Hi Class,

Two interesting quotes found in HHH:

 

SIR ANDREW

Excellent good, i’ faith.
SIR TOBY BELCH

Good, good.
FOOL

(sings)
What is love? ‘Tis not hereafter.
Present mirth hath present laughter.
What’s to come is still unsure.
In delay there lies no plenty.
Then come kiss me, sweet and twenty.
Youth’s a stuff will not endure.
SIR ANDREW

A mellifluous voice, as I am true knight

The above exchange is from Twelfth Night Act 2, Scene 3

See HHH page 19 (and other places?)


 

Feste:
“Journeys end in lovers meeting,
Every wise man’s son doth know.”

Twelfth Night (II, iii, 44-45)

The secondary characters in Twelfth Night carry the real comic portion of the plot.

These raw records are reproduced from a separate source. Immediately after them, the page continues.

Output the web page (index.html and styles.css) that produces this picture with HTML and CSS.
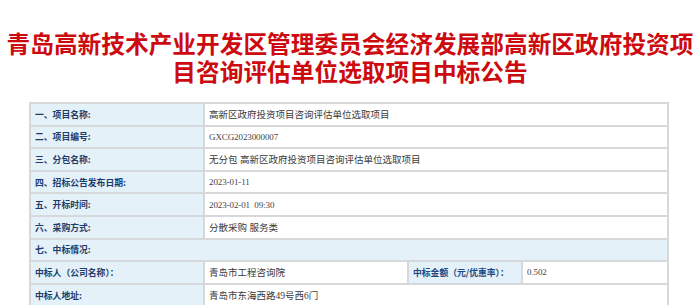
FILE: index.html
```html
<!DOCTYPE html>
<html lang="zh-CN">
<head>
<meta charset="utf-8">
<title>中标公告</title>
<link rel="stylesheet" href="styles.css">
</head>
<body>
<div class="page">
  <h1 class="title">青岛高新技术产业开发区管理委员会经济发展部高新区政府投资项目咨询评估单位选取项目中标公告</h1>
  <table class="info">
    <colgroup>
      <col class="c1"><col class="c2"><col class="c3"><col class="c4">
    </colgroup>
    <tr><td class="lbl">一、项目名称:</td><td class="val" colspan="3">高新区政府投资项目咨询评估单位选取项目</td></tr>
    <tr><td class="lbl">二、项目编号:</td><td class="val mono" colspan="3">GXCG2023000007</td></tr>
    <tr><td class="lbl">三、分包名称:</td><td class="val" colspan="3">无分包 高新区政府投资项目咨询评估单位选取项目</td></tr>
    <tr><td class="lbl">四、招标公告发布日期:</td><td class="val mono" colspan="3">2023-01-11</td></tr>
    <tr><td class="lbl">五、开标时间:</td><td class="val mono" colspan="3">2023-02-01&nbsp; 09:30</td></tr>
    <tr><td class="lbl">六、采购方式:</td><td class="val" colspan="3">分散采购 服务类</td></tr>
    <tr><td class="lbl" colspan="4">七、中标情况:</td></tr>
    <tr><td class="lbl">中标人（公司名称）：</td><td class="val">青岛市工程咨询院</td><td class="lbl lbl2">中标金额（元/优惠率）：</td><td class="val mono">0.502</td></tr>
    <tr><td class="lbl">中标人地址:</td><td class="val" colspan="3">青岛市东海西路49号西6门</td></tr>
  </table>
</div>
</body>
</html>
```

FILE: styles.css
```css
html, body {
  margin: 0;
  padding: 0;
  background: #ffffff;
}
.page {
  padding-top: 29px;
}
.title {
  margin: 0;
  font-family: "Noto Sans CJK SC", sans-serif;
  font-size: 23.7px;
  font-weight: 700;
  line-height: 28px;
  color: #cc0a0f;
  text-align: center;
}
.info {
  margin: 17px 0 0 29px;
  width: 640px;
  border-collapse: collapse;
  table-layout: fixed;
  border: 2px solid #c7cacd;
}
.c1 { width: 174px; }
.c2 { width: 204px; }
.c3 { width: 114px; }
.c4 { width: auto; }
.info td {
  height: 20.6px;
  padding: 0 0 0 4px;
  border: 2px solid #d6d8db;
  vertical-align: middle;
  white-space: nowrap;
  overflow: hidden;
}
.lbl {
  background: #e4f1f8;
  font-family: "Noto Sans CJK SC", sans-serif;
  font-size: 8.8px;
  font-weight: 700;
  color: #1d3b6a;
}
.lbl2 {
  color: #1a4a85;
}
.val {
  background: #ffffff;
  font-family: "Liberation Serif", "Noto Sans CJK SC", serif;
  font-size: 9.5px;
  color: #3a3a3a;
}
.mono {
  font-family: "Liberation Serif", serif;
  font-size: 9px;
  letter-spacing: -0.1px;
  color: #444444;
}
```
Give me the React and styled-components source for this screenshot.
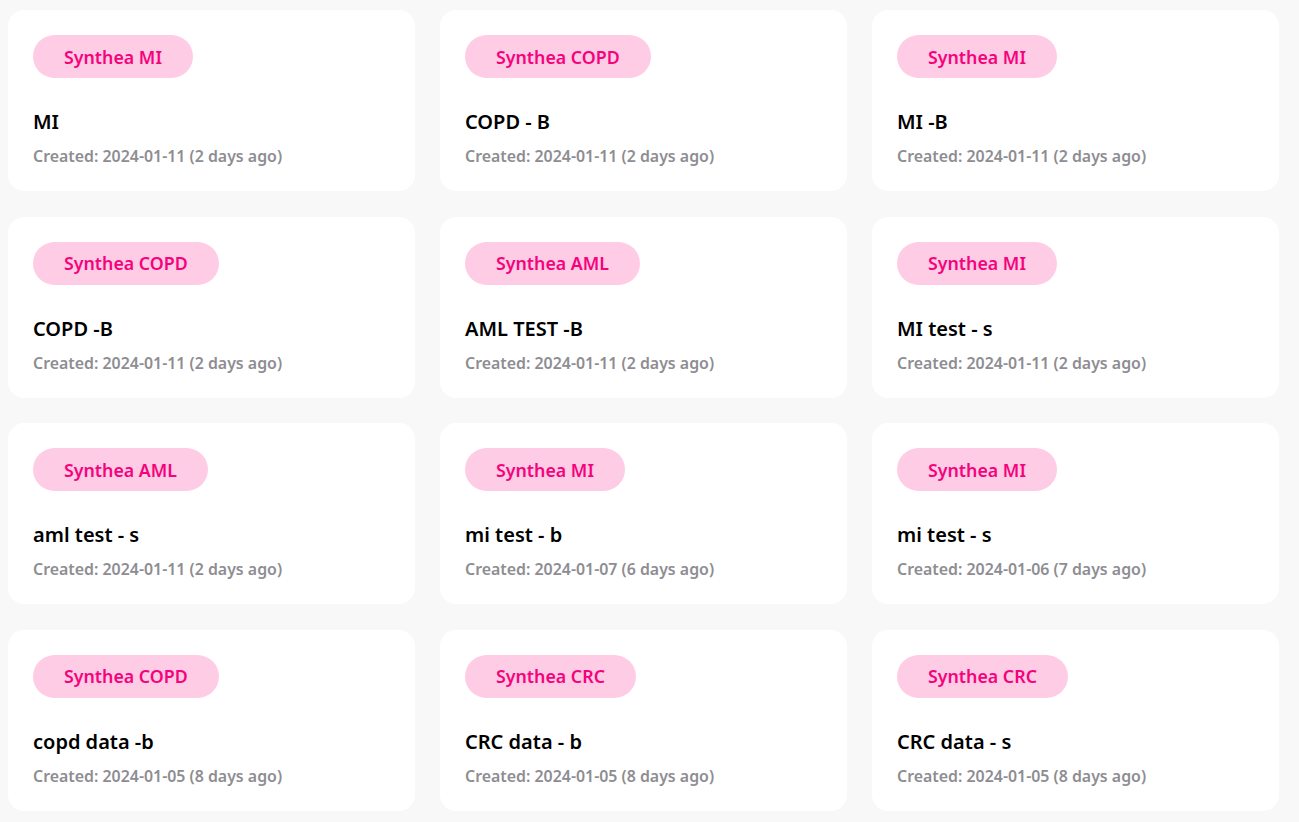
import styled, {createGlobalStyle} from 'styled-components'

const GlobalStyle = createGlobalStyle`
  body {
    margin: 0;
    background-color: #f8f8f8;
    font-family: 'Noto Sans', 'Open Sans', sans-serif;
  }
`

const datasets = [
  {id: 1, tag: 'Synthea MI', name: 'MI', created: '2024-01-11 (2 days ago)'},
  {id: 2, tag: 'Synthea COPD', name: 'COPD - B', created: '2024-01-11 (2 days ago)'},
  {id: 3, tag: 'Synthea MI', name: 'MI -B', created: '2024-01-11 (2 days ago)'},
  {id: 4, tag: 'Synthea COPD', name: 'COPD -B', created: '2024-01-11 (2 days ago)'},
  {id: 5, tag: 'Synthea AML', name: 'AML TEST -B', created: '2024-01-11 (2 days ago)'},
  {id: 6, tag: 'Synthea MI', name: 'MI test - s', created: '2024-01-11 (2 days ago)'},
  {id: 7, tag: 'Synthea AML', name: 'aml test - s', created: '2024-01-11 (2 days ago)'},
  {id: 8, tag: 'Synthea MI', name: 'mi test - b', created: '2024-01-07 (6 days ago)'},
  {id: 9, tag: 'Synthea MI', name: 'mi test - s', created: '2024-01-06 (7 days ago)'},
  {id: 10, tag: 'Synthea COPD', name: 'copd data -b', created: '2024-01-05 (8 days ago)'},
  {id: 11, tag: 'Synthea CRC', name: 'CRC data - b', created: '2024-01-05 (8 days ago)'},
  {id: 12, tag: 'Synthea CRC', name: 'CRC data - s', created: '2024-01-05 (8 days ago)'},
]

const Page = styled.div`
  padding: 10px 20px 12px 8px;
`

const Grid = styled.div`
  display: grid;
  grid-template-columns: repeat(3, 407px);
  column-gap: 25px;
  row-gap: 25.5px;
`

const Card = styled.div`
  background-color: #ffffff;
  border-radius: 16px;
  padding: 25px;
  display: flex;
  flex-direction: column;
  align-items: flex-start;
`

const Tag = styled.span`
  height: 43px;
  padding: 0 31px;
  display: flex;
  align-items: center;
  border-radius: 22px;
  background-color: #ffcce6;
  color: #f5037c;
  font-size: 17.8px;
  font-weight: 600;
`

const Title = styled.h3`
  margin: 30px 0 0;
  font-size: 20px;
  line-height: 28px;
  font-weight: 600;
  color: #000000;
`

const Created = styled.p`
  margin: 10px 0 0;
  font-size: 15.9px;
  line-height: 20px;
  font-weight: 600;
  color: #8d8d92;
`

const App = () => (
  <Page>
    <GlobalStyle />
    <Grid>
      {datasets.map(item => (
        <Card key={item.id}>
          <Tag>{item.tag}</Tag>
          <Title>{item.name}</Title>
          <Created>Created: {item.created}</Created>
        </Card>
      ))}
    </Grid>
  </Page>
)

export default App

Feste, the jester (or Fool) who sings the lines above, prophetically echos the mood of the play. Earlier we learned that twin siblings, Sebastian and Viola, were separated when their ship was wrecked in a storm at sea. They both end up on the island of Illyria, independently, where each of them finds true love, with Olivia and Orsino respectively. The song by Feste the jester, while applying to both sets of lovers, is more directed toward his mistress, Olivia: “O mistress mine, where are you roaming? O, stay and hear; your true love’s coming.”